For each of the sum of squares equations (from the partitioning of total variability section), there are related degrees of freedom. For simple linear regression, we have:

1. ${\displaystyle df_{total}=n-1}$,
2. ${\displaystyle df_{regression}=p-1}$, and
3. ${\displaystyle df_{error}=n-p}$.

Note that ${\displaystyle df_{regression}}$ is the number of explanatory variables in the model minus 1 and ${\displaystyle df_{error}}$ is the n minus the number of explanatory variables ${\displaystyle \beta }$ denoted ${\displaystyle p}$ in the model.

## Mean Squares

The mean squares are the ratio of the sum of squares over the respective degrees of freedom. Therefore, for simple linear regression:

1. the mean square for the model is ${\displaystyle MSR={\dfrac {SSR}{df_{regression}}}={\dfrac {SSR}{p-1}}}$ and
2. the mean square error is ${\displaystyle MSE={\dfrac {SSE}{df_{error}}}={\dfrac {SSE}{n-p}}}$.

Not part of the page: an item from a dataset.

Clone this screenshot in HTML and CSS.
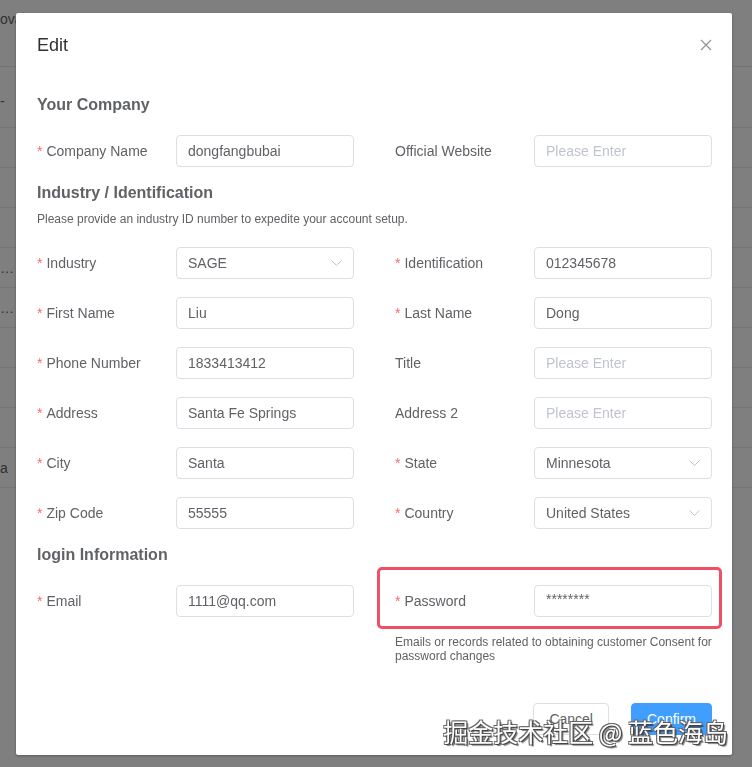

Note also that MSE is an unbiased estimate for the variance ${\displaystyle \sigma ^{2}}$. Specifically, ${\displaystyle {\hat {\sigma }}^{2}=MSE}$.

## Coefficient of Determination

The coefficient of determination, denoted by ${\displaystyle R^{2}}$ is a measure of fit for the estimated model. Specifically, ${\displaystyle R^{2}}$ is a measure of the amount of variance (of Y) explained by the explanatory variable ${\displaystyle X}$. For simple linear regression, the equation is:

${\displaystyle R^{2}={\dfrac {SSR}{SST}}=1-{\dfrac {SSE}{SST}}}$.

Note that ${\displaystyle R^{2}}$ is a number between 0 and 1. For example, ${\displaystyle R^{2}=1}$ implies that all points fall on a straight line while ${\displaystyle R^{2}=0}$ (or if ${\displaystyle R^{2}}$ is close to 0) implies that the points are extremely scattered or that the points follow a non-linear pattern. In either case, the regression model is poor when ${\displaystyle R^{2}}$ is close to 0 while an ${\displaystyle R^{2}}$ close to 1 indicates that the model produces quality predictions (i.e. the model is a good fit).

## Controversies

The main criticisms of multiple linear regression involve the required linearity (in the coefficients) of the model as well as the (optional) assumption of the normality in the response ${\displaystyle Y}$.